Why The MPAA Cant Win The Hearts And Minds Of The Public

A few weeks ago we wrote about a new "digital music index" from London-based Musicmetrics looking at the popularity of file sharing by location in the UK. The results showed that the act of file sharing was mainstream, rather than a limited activity. The same group has now released a US version of its report, which more or less shows the same thing.
 
Americans downloaded more than 97 million albums and singles using BitTorrent during the first half of 2012, with Gainesville, FL named as the country’s “pirate capital” in an influential new report. Of the 97 million torrents downloaded across the USA, around 78 percent were albums and 22 percent singles. Assuming an album contains 10 tracks, the total number of songs downloaded would have surpassed 759 million in six months.
 
The report admits that not all of the songs being downloaded were unauthorized, but suggests that since many of them are, the characterizations are fair. Of course, just as we saw in the UK, all this really seems to show is how widespread file sharing is.
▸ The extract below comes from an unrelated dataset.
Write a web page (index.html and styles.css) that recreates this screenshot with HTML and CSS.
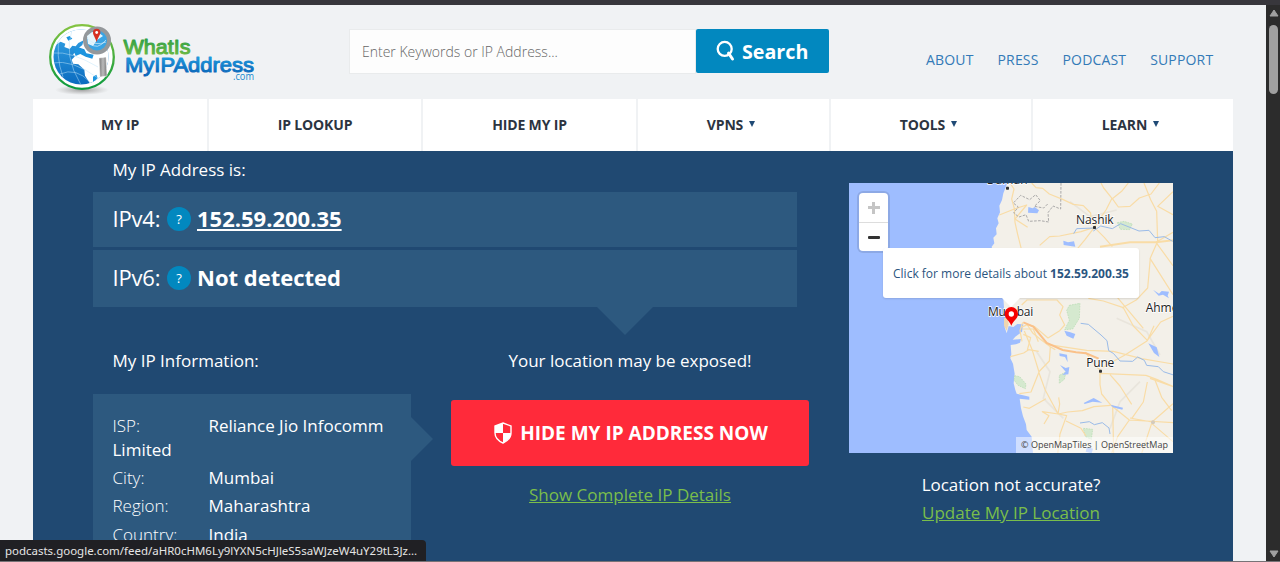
FILE: index.html
```html
<!DOCTYPE html>
<html lang="en">
<head>
<meta charset="utf-8">
<title>What Is My IP Address</title>
<link rel="stylesheet" href="styles.css">
</head>
<body>
<div class="window-edge"></div>
<div class="viewport">
  <div class="page">
    <header class="header">
      <svg class="logo" width="216" height="76" viewBox="0 0 216 76" role="img" aria-label="WhatIsMyIPAddress.com">
        <defs>
          <linearGradient id="ring" x1="0" y1="0" x2="0" y2="1"><stop offset="0" stop-color="#83c341"/><stop offset="1" stop-color="#0b9a3e"/></linearGradient>
          <linearGradient id="sea" x1="0" y1="0" x2="0" y2="1"><stop offset="0" stop-color="#36a7e8"/><stop offset="1" stop-color="#0868bd"/></linearGradient>
          <linearGradient id="green" x1="0" y1="0" x2="0" y2="1"><stop offset="0" stop-color="#259b45"/><stop offset="1" stop-color="#75bd43"/></linearGradient>
          <linearGradient id="blue" x1="0" y1="0" x2="0" y2="1"><stop offset="0" stop-color="#24a5e4"/><stop offset="1" stop-color="#0760b5"/></linearGradient>
          <linearGradient id="steel"><stop offset="0" stop-color="#777"/><stop offset=".5" stop-color="#bbb"/><stop offset="1" stop-color="#777"/></linearGradient>
          <radialGradient id="shade"><stop stop-color="#999" stop-opacity=".9"/><stop offset="1" stop-color="#aaa" stop-opacity="0"/></radialGradient>
          <clipPath id="globe"><circle cx="41" cy="37" r="27.500"/></clipPath>
        </defs>
        <ellipse cx="42" cy="70" rx="27" ry="5" fill="url(#shade)"/>
        <circle cx="42" cy="37" r="31.800" fill="#fff" stroke="url(#ring)" stroke-width="2.300"/>
        <g clip-path="url(#globe)">
          <rect x="13" y="8" width="59" height="59" fill="url(#sea)"/>
          <g transform="translate(-11 -20) scale(.33333)">
            <path fill="#fff" d="M70 140l25-15 14 6-3 10 16 6 8-10 10 2 8-10 16-8-4 14-12 10-8 12-8 6 6 6-10 10 4 12 16 2 18 16 2 18 14 22-6 20-6 22 24 6 60-60V70H80z"/>
            <path fill="#1c94df" d="M134 152l14-10 18 6 6 12 22 4-4 12-20-6-16-8-14 6zM112 112l10-4 8 8-12 6zM192 230l10-6 4 10-14 14z"/>
          </g>
          <path d="M13 33q18-2 45 14M12 43q20-4 46 15M20 15q-5 20 3 42M32 10q-9 25 9 55M20 54q16-7 30 8" fill="none" stroke="#bce2f8" stroke-width=".5"/>
        </g>
        <path d="M59 38l7-1 1 19-7 1z" fill="url(#steel)" stroke="#fff" stroke-width=".5"/>
        <circle cx="57" cy="20.500" r="12" fill="#3aa4e4" stroke="#94989b" stroke-width="4"/>
        <path d="M47 16l5-4 7 1 4 3-6 4-4 6-5-2z" fill="#e7f5fb"/>
        <path d="M50 23q7 8 16-3M47 18q8 9 19 4" fill="none" stroke="#d2edfb" stroke-width=".7"/>
        <path d="M56.700 22C55 17 53 15 53 12.500a3.700 3.700 0 0 1 7.400 0C60.400 15 58 17 56.700 22z" fill="#d73022"/>
        <circle cx="56.700" cy="12.500" r="1.400" fill="#fff"/>
        <g class="logo-type">
          <text x="83.500" y="34" font-size="20" textLength="67" lengthAdjust="spacingAndGlyphs" fill="url(#green)" stroke="url(#green)">WhatIs</text>
          <text x="85" y="51.800" font-size="20.500" textLength="129" lengthAdjust="spacingAndGlyphs" fill="url(#blue)" stroke="url(#blue)">MyIPAddress</text>
        </g>
        <text class="logo-com" x="193" y="60.300" textLength="21" lengthAdjust="spacingAndGlyphs">.com</text>
      </svg>
      <form class="search">
        <div class="search-field">Enter Keywords or IP Address...</div>
        <div class="search-button">
          <svg width="19" height="22" viewBox="0 0 19 22"><circle cx="8.700" cy="8.900" r="7" fill="none" stroke="#fff" stroke-width="2.300"/><path d="M12.500 13.200l4 5.800" stroke="#fff" stroke-width="3" stroke-linecap="round"/></svg>
          <span>Search</span>
        </div>
      </form>
      <nav class="top-links"><a>ABOUT</a><a>PRESS</a><a>PODCAST</a><a>SUPPORT</a></nav>
    </header>
    <nav class="menu">
      <a>MY IP</a><a>IP LOOKUP</a><a>HIDE MY IP</a>
      <a>VPNS<i class="caret"></i></a><a>TOOLS<i class="caret"></i></a><a>LEARN<i class="caret"></i></a>
    </nav>
    <main class="hero">
      <section class="main-col">
        <h1 class="label"><span>My IP Address is:</span></h1>
        <div class="ip-box">
          <div class="ip-row"><span class="ip-name">IPv4:</span><span class="help">?</span><a class="ip-value linked">152.59.200.35</a></div>
          <div class="ip-row"><span class="ip-name">IPv6:</span><span class="help">?</span><span class="ip-value none">Not detected</span></div>
        </div>
        <div class="lower">
          <section class="info">
            <h2 class="label"><span class="info-title">My IP Information:</span></h2>
            <div class="info-box">
              <p><span class="key">ISP:</span><span class="isp">Reliance Jio Infocomm</span> Limited</p>
              <p><span class="key">City:</span>Mumbai</p>
              <p><span class="key">Region:</span>Maharashtra</p>
              <p><span class="key">Country:</span>India</p>
            </div>
          </section>
          <section class="cta">
            <p class="warning">Your location may be exposed!</p>
            <a class="hide-button">
              <svg width="18" height="22" viewBox="0 0 18 22"><path d="M9 1l8 3v7c0 5-3.500 8-8 10-4.500-2-8-5-8-10V4z" fill="#ff2a3a" stroke="#fff" stroke-width="1.400"/><path d="M9 1v10H1V4zM9 11h8c0 5-4 8-8 10z" fill="#fff"/></svg>
              <span>HIDE MY IP ADDRESS NOW</span>
            </a>
            <a class="green-link">Show Complete IP Details</a>
          </section>
        </div>
      </section>
      <aside class="map-col">
        <div class="map">
          <svg class="tiles" width="324" height="270" viewBox="27 24 972 810">
            <rect x="27" y="24" width="972" height="810" fill="#f3f0e9"/>
            <path class="water" d="M27 24H502L490 55 486 75 478 92 480 112 472 130 476 145 468 160 470 178 460 188 463 205 455 215 470 290 480 330 490 369 493 410 500 435 494 457 500 475 506 453 520 456 532 447 550 448 546 470 526 485 518 494 543 492 540 503 528 508 512 510 514 538 511 550 519 566 524 596 521 625 526 645 530 656 568 665 568 674 539 671 543 700 549 724 558 748 560 765 575 785 579 834H27z"/>
            <g fill="none" stroke="#e9e5dc" stroke-width="5"><path d="M590 250l60 35 70-20 60 40M590 530l40 60-20 80 60 60M900 620l-60 60-30 80M690 80l60 45 80-20M830 430l90 40 40 70"/></g>
            <g class="park"><path d="M832 143l20-4 25 8-8 17-28-1z"/><path d="M688 391l32-6-2 45-20 32-24 2 14-28-8-30z"/><path d="M524 602l15 3 19 22-2 14-22-10-12-16zM658 601l20-10-5 22-15 12zM730 760l28 3-4 30-18-8z"/></g>
            <g class="road">
              <path d="M510 24l12 18-7 30 8 28 2 42 8 36 10 40 10 70"/><path d="M575 24l13 14 20 2 20 17 40 16 32 15 30 4 22 22 2 36"/><path d="M783 24l8 15 25 31-18 35-35 50"/><path d="M865 24l-20 25-28 22 18 25 35-2 28-25 35-12 25-33"/><path d="M912 24l20 50 18 35 3 90-22 50-8 90-33 35-44 25"/>
              <path d="M763 157l-40 13-64 13-30 2-30 26"/><path d="M763 157l-28 37-25 30M763 157l30 30 24 28"/><path d="M780 215l90-13 78 0 51-6" stroke-width="6"/><path d="M999 50l-46 44 46 25M948 202l51 70M930 250l69 109M948 202l51-30"/><path d="M478 120l45-18 37-12-35 42 38 25"/>
            </g>
            <g class="border"><path d="M663 24l-1 78-23-9-15 20 2 28-25-4-35 2-8-20-21 7-16-12 14-18-15-12 22-23 27 13 18-15 14 18-18 17 28 5 14-14"/></g>
            <path d="M760 168l22-15 35 8 25-15 55 22 30-2 18 22 28-3 25 14M763 159l-53 2-9 15" class="river"/>
            <g class="water"><path d="M565 96l13 4 6-4 13 10-5 9-28-2z"/><path d="M670 197l14 5 18-3 4 16-20-3-15-2zM939 344l18 12 8-8 22 2-4 12 4 8-18-11-13 3z"/></g>
            <g transform="translate(0 375)">
              <g class="road">
                <path d="M545 15l16-15h90l18 20-10 25 15 30-15 17-35 22-40-34-22-6-18 8"/><path d="M548 67l-8 25 6 32M562 75l17 25 22 18 30 22 15 9"/><path d="M545 87l35 0 15 38M550 103l22 10-10 37M511 170l40-11 15-10 30 5"/><path d="M553 93l24 58 20 65-24 60-35 5M596 216l20 55 38 70M596 216l32-33 3-42"/><path d="M781 210l-15-12-30-42"/><path d="M745 -5l45 8 60 20 30 55 42 43 40-55 37-17M922 122l-67 43-70 38M922 122l20-45M830 -10l80 95M625 134l115 17 80 3 85 22 94 16"/>
                <path d="M780 219v35l5 28 28 34 55 44 132 8M818 316l3 145M875 356l35-50 12-60M930 235l70 25-50-22-32-12-138-6M810 224l30 34 35 55M868 360l-35 50-18 50M870 354l66 12 63-55M935 370l-30 90M935 370l64 55"/><path d="M655 342l28-6 44-4 35-12 50-4M655 342l-48-7 20 12-15 25M655 342l25 5-20 55-7 60M678 363l45 22 15 23M656 292l3 20-5 30M550 321l18 4 50-29M945 240l20 52 30 40"/>
              </g>
              <path class="highway" d="M550 67l30 13 40 49 48 21 40 7 30 3 38 16"/>
              <path class="river" d="M722 70l23 3 38 32 18 17 5 30 14 8 20 23 38 1 15-13 20 10 7 15 35 4 15 15 49 16M720 369l28-4 15 9 24-6 20 16 3 18"/>
              <g class="water"><path d="M673 92l18 5 15 5-6 14-20-9zM925 130l25 12 8 29-16-12zM658 160l23 4 2 23-8-16-16-3zM660 195l17 9 11-3-3 22-18 2 10-10zM731 309l30-15 26 14-29-3-24 7zM811 314l38 9-2 6-28-7zM741 440l18 6-4 14-18-5z"/></g>
              <path d="M492 55l9-3 5 20-6 20-8-15z" fill="#efd6b0"/>
              <circle cx="939" cy="367" r="6" fill="#d3cabc"/>
            </g>
            <g class="place"><text x="440" y="27" textLength="123">Daman</text><text x="708" y="146" textLength="113">Nashik</text><text x="444" y="423" textLength="136">Mumbai</text><text x="739" y="576" textLength="84">Pune</text><text x="917" y="411">Ahmednagar</text></g>
            <g fill="#333"><rect x="498" y="35" width="9" height="9" rx="2"/><rect x="759" y="153" width="9" height="9" rx="2"/><rect x="777" y="584" width="9" height="9" rx="2"/></g>
            <path d="M514 452c-5-16-20-20-20-36a20 20 0 0 1 40 0c0 16-15 20-20 36z" fill="#f50000"/><circle cx="514" cy="417" r="8" fill="#fff"/>
          </svg>
          <div class="zoom"><span><i class="plus"></i></span><span><i class="minus"></i></span></div>
          <div class="popup"><span>Click for more details about <b>152.59.200.35</b></span></div>
          <div class="credit"><span>© OpenMapTiles | OpenStreetMap</span></div>
        </div>
        <p class="accuracy">Location not accurate?</p>
        <a class="green-link update">Update My IP Location</a>
      </aside>
    </main>
  </div>
  <div class="scrollbar">
    <svg width="10" height="8" viewBox="0 0 10 8"><path d="M5 1l4 6H1z" fill="#a0a0a0" stroke="#a0a0a0" stroke-linejoin="round"/></svg>
    <div class="thumb"></div>
    <svg class="down" width="10" height="8" viewBox="0 0 10 8"><path d="M5 7l4-6H1z" fill="#a0a0a0" stroke="#a0a0a0" stroke-linejoin="round"/></svg>
  </div>
</div>
<div class="status">podcasts.google.com/feed/aHR0cHM6Ly9lYXN5cHJleS5saWJzeW4uY29tL3Jz...</div>
</body>
</html>
```

FILE: styles.css
```css
* { box-sizing: border-box; }
body { margin: 0; width: 1280px; height: 562px; overflow: hidden; display: flex; flex-direction: column; font-family: "Open Sans", sans-serif; background: #777377; color: #fff; }
p, h1, h2 { margin: 0; font-weight: 400; }
.window-edge { height: 5px; flex: none; background: #38373c; }
.viewport { display: flex; height: 556px; background: #f0f2f4; }
.page { width: 1266px; height: 556px; padding-left: 33px; overflow: hidden; flex: none; }
.header { width: 1200px; height: 94px; display: flex; align-items: flex-start; }
.logo { margin: 15px 0 0 7px; flex: none; }
.logo-type { font-family: "Liberation Sans", Arial, sans-serif; font-weight: 400; stroke-width: 1px; stroke-linejoin: round; }
.logo-com { font-size: 11px; fill: #1689cf; }
.search { display: flex; margin: 24px 0 0 93px; flex: none; }
.search-field { width: 347px; height: 45px; padding-left: 12px; line-height: 44px; font-size: 14px; font-weight: 300; color: #666; background: #fdfdfd; border: 1px solid #e9ebec; white-space: nowrap; }
.search-button { width: 133px; height: 44px; border-radius: 2px; background: #0288bf; display: flex; align-items: center; padding-left: 20px; gap: 7px; font-size: 19.700px; font-weight: 700; }
.top-links { display: flex; gap: 24px; margin: 45px 0 0 97px; font-size: 14px; line-height: 20px; color: #337ab7; white-space: nowrap; font-weight: 500; letter-spacing: .16px; }
.menu { display: grid; width: 1200px; height: 52px; grid-template-columns: 174px 212px 213px 191px 200px 200px; gap: 2px; }
.menu a { display: flex; align-items: center; justify-content: center; background: #fff; color: #2c3441; font-size: 14px; font-weight: 700; letter-spacing: -.15px; padding-bottom: 2px; }
.caret { border: 3.500px solid transparent; border-top: 6px solid #1f4a75; border-bottom: 0; margin: 0 5px 0 6px; }
.hero { width: 1200px; height: 420px; background: #204972; display: flex; gap: 40px; padding-left: 60px; }
.main-col { width: 716px; flex: none; }
.label { font-size: 17px; line-height: 24px; padding-left: 19.500px; white-space: nowrap; }
.main-col > .label { padding-top: 7px; height: 41px; }
.ip-box { width: 704px; position: relative; display: grid; grid-template-rows: 55px 57px; gap: 3px; }
.ip-row { background: #2d597f; padding: 0 0 3px 19.500px; display: flex; align-items: center; font-size: 22px; }
.ip-name { width: 54.500px; font-weight: 400; letter-spacing: -.2px; }
.help { position: relative; top: 1px; width: 24px; height: 24px; border-radius: 50%; background: #0288bf; display: flex; align-items: center; justify-content: center; font-size: 13px; margin-right: 6px; }
.ip-value { font-weight: 700; }
.linked { text-decoration: underline; text-decoration-thickness: 2px; text-underline-offset: 2px; }
.ip-box::after { content: ""; position: absolute; left: 504px; top: 115px; border: 28px solid transparent; border-top-color: #2d597f; border-bottom: 0; }
.lower { display: flex; gap: 40px; padding-top: 42px; }
.info { width: 318px; }
.info .label { height: 45px; }
.info-box { position: relative; background: #2d597f; height: 190px; padding: 20px 0 0 19.500px; font-size: 17px; line-height: 24px; }
.info-box p { margin-bottom: 4.200px; }
.info-box::after { content: ""; position: absolute; left: 318px; top: 23px; border: 22.500px solid transparent; border-left-color: #2d597f; border-right: 0; }
.key { display: inline-block; width: 96px; font-weight: 300; }
.cta { width: 358px; display: flex; flex-direction: column; align-items: center; }
.warning { font-size: 17px; line-height: 24px; height: 51px; white-space: nowrap; }
.hide-button { width: 358px; height: 66px; border-radius: 3px; background: #ff2a3a; display: flex; align-items: center; justify-content: center; gap: 8px; padding-left: 2px; font-size: 19px; font-weight: 700; white-space: nowrap; }
.green-link { margin-top: 16px; color: #7abe4b; font-size: 17px; line-height: 26px; text-decoration: underline; white-space: nowrap; }
.map-col { width: 324px; padding-top: 32px; display: flex; flex-direction: column; align-items: center; flex: none; }
.map { width: 324px; height: 270px; position: relative; overflow: hidden; }
.tiles { display: block; }
.water { fill: #9ebdff; }
.park { fill: #d5e9cf; stroke: #b5dbb0; stroke-width: 2; stroke-dasharray: 5 3; }
.road { fill: none; stroke: #f9dca6; stroke-width: 3.600; stroke-linejoin: round; }
.highway { fill: none; stroke: #fac18a; stroke-width: 6; }
.river { fill: none; stroke: #9abbe8; stroke-width: 3; }
.border { fill: none; stroke: #aaa9a9; stroke-width: 3; stroke-dasharray: 8 4; }
.place { font-size: 36px; fill: #222; stroke: #fff; stroke-width: 4px; paint-order: stroke; }
.zoom { position: absolute; left: 10px; top: 10px; width: 29px; height: 58px; border-radius: 4px; background: #fff; box-shadow: 0 0 0 2px rgba(0,0,0,.1); }
.zoom span { height: 29px; display: flex; align-items: center; justify-content: center; }
.zoom span + span { border-top: 1px solid #ddd; }
.plus { width: 12px; height: 12px; background: linear-gradient(#c5c5c5,#c5c5c5) center/12px 3px no-repeat, linear-gradient(#c5c5c5,#c5c5c5) center/3px 12px no-repeat; }
.minus { width: 12px; height: 3px; border-radius: 1px; background: #333; }
.popup { position: absolute; left: 34px; top: 65px; width: 256px; height: 50px; border-radius: 3px; background: #fff; color: #2b5580; font-size: 12px; display: flex; align-items: center; justify-content: center; padding-top: 1px; white-space: nowrap; box-shadow: 0 1px 2px rgba(0,0,0,.12); }
.popup::after { content: ""; position: absolute; top: 50px; left: 119px; border: 9px solid transparent; border-top-color: #fff; border-bottom: 0; }
.credit { position: absolute; right: 0; bottom: 0; width: 157px; height: 16px; background: rgba(255,255,255,.5); color: #444; font-size: 9px; line-height: 16px; text-align: center; white-space: nowrap; }
.accuracy { margin-top: 20px; font-size: 17px; line-height: 24px; white-space: nowrap; }
.update { margin-top: 3px; }
.scrollbar { width: 14px; height: 556px; background: #2c2c2c; display: flex; flex-direction: column; align-items: center; padding: 4px 0 3px 1px; }
.thumb { width: 9px; height: 69px; margin-top: 8px; border-radius: 5px; background: #a0a0a0; }
.down { margin-top: auto; }
.status { position: absolute; left: 0; bottom: 1px; width: 426px; height: 21px; border-radius: 0 4px 0 0; background: #202024; color: #e5e5e5; font: 11.470px/21px "Noto Sans", sans-serif; padding-left: 5px; white-space: nowrap; }
```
It’s not a marginalized effort hidden away from society, as some would have you believe, but something that a very large percentage of the population engages in on a regular basis.
 
A much more interesting (and relevant) report comes from Joe Karaganis who is teasing a larger new report that’s about to be released concerning "copy culture" in both the US and Germany. The first tease discusses the attitudes of file sharers in the US about whether or not "it’s reasonable" to do certain types of file sharing. And the results suggest that the MPAA’s (and many politicians’) belief that all they need to do is "educate" people is based on very little evidence. The key point is that, contrary to the assertions of some, the "moral" questions around file sharing are rarely black and white.